Convex Grind - Issues?

All this time I thought Jerry Hossom's knives were hollow grinds with convex edges.
:dunno:
 
Some people get grinds and edges mixed up. You can have a convex grind and a flat edge
like the Busse Sar 5 or a flat grind and a convex edge.

The nice thing abut a convex EDGE is it is easy to get nice and sharp especially if it is not to hard a steel.
 
I'm not a pro on knife geometry, but I think they'd be for different uses. For example, for whittling, I'd imagine convex grinds having a disadvantage, because it'll have a harder time catching bark at a low angle.
 
I have found a convex edge and grind to be a superior on nearly every facet of knife use. Batoning, chopping, whittling, push cutting, slicing...doesn't matter.

I disagree with catching bark at a low angle as well. Most beveled "V" edges are over 17 degrees. I strop or "hone" at around 13 degrees. You can get a thinner edge while still maintaining more material for edge support given the radius of the convex grind and edge. It also voids a chip for cutting relief better since it curls the material out of the way faster as well as allowing for a deeper cut. Hollow grinds have a small advantage over a convex grind (please note "grind) being thinner AT FIRST but quickly get out matched. The trade off there is strength. I would rather have twice the strength and sacrifice one small entity of cutting ability...arguable it may be, but IMO a very small non issue...to gain brute force tough ability to beat that small blade (under 4") mercilessly without worrying about failure of any kind driving it through the hardest of woods and still shave after the fact. It is a no contest issue to me.

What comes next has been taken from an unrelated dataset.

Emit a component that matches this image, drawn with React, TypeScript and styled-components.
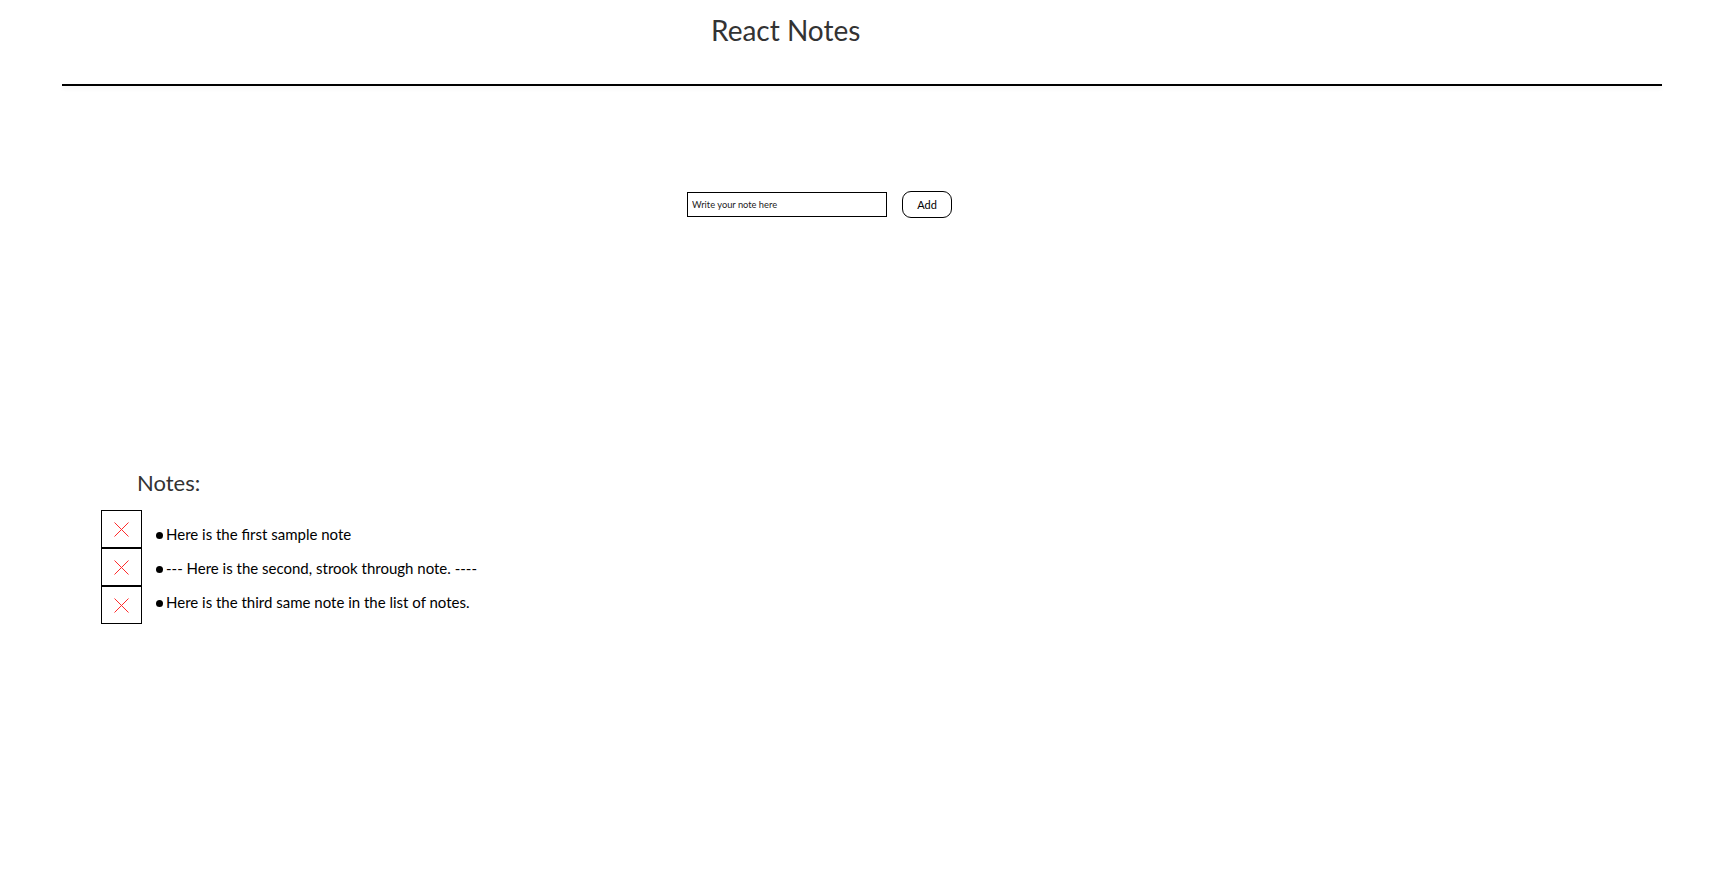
import React from "react";
import styled, { createGlobalStyle } from "styled-components";

const GlobalStyle = createGlobalStyle`
  html, body { margin: 0; padding: 0; background: #fff; }
  body { font-family: "Source Sans Pro", Lato, "Noto Sans", sans-serif; }
`;

const Page = styled.div`
  display: flex;
  flex-direction: column;
  min-height: 880px;
`;

const Header = styled.header`
  display: flex;
  flex-direction: column;
`;

const Title = styled.h1`
  margin: 10px 0 0 711px;
  font-size: 28px;
  line-height: 40px;
  font-weight: 400;
  color: #333;
`;

const Divider = styled.div`
  margin: 34px 0 0 62px;
  width: 1600px;
  height: 2px;
  background: #000;
  box-shadow: 0 2px 4px rgba(0, 0, 0, 0.08);
`;

const Form = styled.form`
  display: flex;
  align-items: center;
  gap: 15px;
  margin: 105px 0 0 687px;
`;

const NoteInput = styled.input`
  box-sizing: border-box;
  width: 200px;
  height: 25px;
  padding: 0 4px;
  border: 1px solid #000;
  border-radius: 0;
  font-family: inherit;
  font-size: 9.3px;
  outline: none;
  &::placeholder { color: #222; }
`;

const AddButton = styled.button`
  box-sizing: border-box;
  width: 50px;
  height: 27px;
  border: 1px solid #000;
  border-radius: 9px;
  background: #fff;
  font-family: inherit;
  font-size: 11px;
  color: #000;
  padding: 0;
`;

const NotesSection = styled.section`
  display: flex;
  flex-direction: column;
  margin-top: 250px;
`;

const NotesHeading = styled.h2`
  margin: 0 0 0 137px;
  font-size: 22px;
  line-height: 30px;
  font-weight: 400;
  color: #333;
`;

const NotesBody = styled.div`
  display: flex;
  align-items: flex-start;
  margin: 12px 0 0 101px;
`;

const ButtonColumn = styled.div`
  display: flex;
  flex-direction: column;
`;

const DeleteButton = styled.button`
  box-sizing: border-box;
  width: 41px;
  height: 38px;
  border: 1px solid #000;
  background: #fff;
  padding: 0;
  display: flex;
  align-items: center;
  justify-content: center;
`;

const NoteList = styled.ul`
  list-style: none;
  margin: 12px 0 0 14px;
  padding: 0;
  display: flex;
  flex-direction: column;
  gap: 10px;
`;

const NoteItem = styled.li`
  display: flex;
  align-items: center;
  font-size: 15px;
  line-height: 24px;
  color: #000;
  &::before {
    content: "";
    width: 7px;
    height: 7px;
    border-radius: 50%;
    background: #000;
    margin-right: 3px;
    margin-top: 3px;
  }
`;

const Cross = () => (
  <svg width="15" height="15" viewBox="0 0 15 15">
    <path d="M0.5 0.5 L14.5 14.5 M14.5 0.5 L0.5 14.5" stroke="#ff2a2a" strokeWidth="1" fill="none" />
  </svg>
);

const notes = [
  "Here is the first sample note",
  "--- Here is the second, strook through note. ----",
  "Here is the third same note in the list of notes.",
];

export default function App() {
  return (
    <Page>
      <GlobalStyle />
      <Header>
        <Title>React Notes</Title>
        <Divider />
      </Header>
      <Form onSubmit={(e) => e.preventDefault()}>
        <NoteInput placeholder="Write your note here" />
        <AddButton type="submit">Add</AddButton>
      </Form>
      <NotesSection>
        <NotesHeading>Notes:</NotesHeading>
        <NotesBody>
          <ButtonColumn>
            {notes.map((n) => (
              <DeleteButton key={n} aria-label="delete">
                <Cross />
              </DeleteButton>
            ))}
          </ButtonColumn>
          <NoteList>
            {notes.map((n) => (
              <NoteItem key={n}>{n}</NoteItem>
            ))}
          </NoteList>
        </NotesBody>
      </NotesSection>
    </Page>
  );
}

Hollow grinds look better. No question. I use my knives and want to beat the piss out of them and have them hold up. This is Much more important to me.:thumbup:
 
There is absolutely no rule of knifemaking that requires us to be fair. The fact is that regardless of what primary grind you use, you can apply a convex edge having whatever material thickness at the top of the convex that you choose.

I see.
Let's just set conditions the way they suit my likings and see biased results of my little special comparison...
 
LMAO!:D

Ok, what parameters do you set? I am always game to play by someone else's rules. I am not being a smart a$$ either. I enjoy seeing thresholds and boundaries set forth by another person to see if the game can be beaten as an outsider. Not for spite but for sport.

I would like to hear what you have to say my friend. :) :thumbup:
 
I have found a convex edge and grind to be a superior on nearly every facet of knife use. Batoning, chopping, whittling, push cutting, slicing...doesn't matter.

You find a convex grind to slice better than a flat grind?

Really?
:confused:

Now I am going to have to get rid of my Japanese kitchen knives... :)
 
I see.
Let's just set conditions the way they suit my likings and see biased results of my little special comparison...

No, we set the shape of the edge irrespective of the primary grind above the edge, and join them as we see fit. In many of my knives, the blade is thinner about 20-30% up than it is at the edge, so the dimensions I use for the convex edge is anything I want it to be, as is the thickness of the steel at the top of that edge.

I'm not arguing against standardized testing. I am arguing about placing constraints on design elements so you can force fit one of the parameters.
 
You find a convex grind to slice better than a flat grind?

Really?
:confused:

Now I am going to have to get rid of my Japanese kitchen knives... :)

Well, I stand corrected my friend. I do not do any food prep...ever. My food prep consists of taking a fresh cut 24+ ounce steak from the wrapper and chunking it on the grill until it is medium rare. If I feel especially frisky, I may add a dash of seasoning. :D

I cannot speak intelligently about your comment simply because I don't know. I have seen some VERY impressive displays on video of what a good kitchen knife can do...did I say very impressive? I meant "blow me away" impressive. Most of it was with the skill, but the knife made the execution possible.

It think it would come down to something where a novice like myself would not be able to appreciate the grind like a chef would or someone like you who uses your knives in this matter, but again, I cannot speculate. Please note also, that I said "I have found" meaning I have not found anything to work better YET. I use my knives on wood and every day things aside from food. It is with the wood and outdoors use that my knives excel compared to what I have used.:thumbup::thumbup::thumbup:
 
Cutting is about sharpness and thickness - less about the shape of the edge or grind. Thickness influences friction force & wedging force.

Shape can influence wedging force, but not a great deal compared to how thick the edge or blade is. And shape will influence the friction factor, but again thickness (or even finish) is going to be more critical than shape, I think.

Anyone can get their knives out and see that the knives that cut the easiest will be the sharpest and the thinnest. For most cutting those are what determines how well it will cut, not shape. I think having a polished bevel increases cutting performance more than shape (with thickness being the same) would.

Convexing is often thought of as something we do to thin an edge, which will always make a knife cut easier.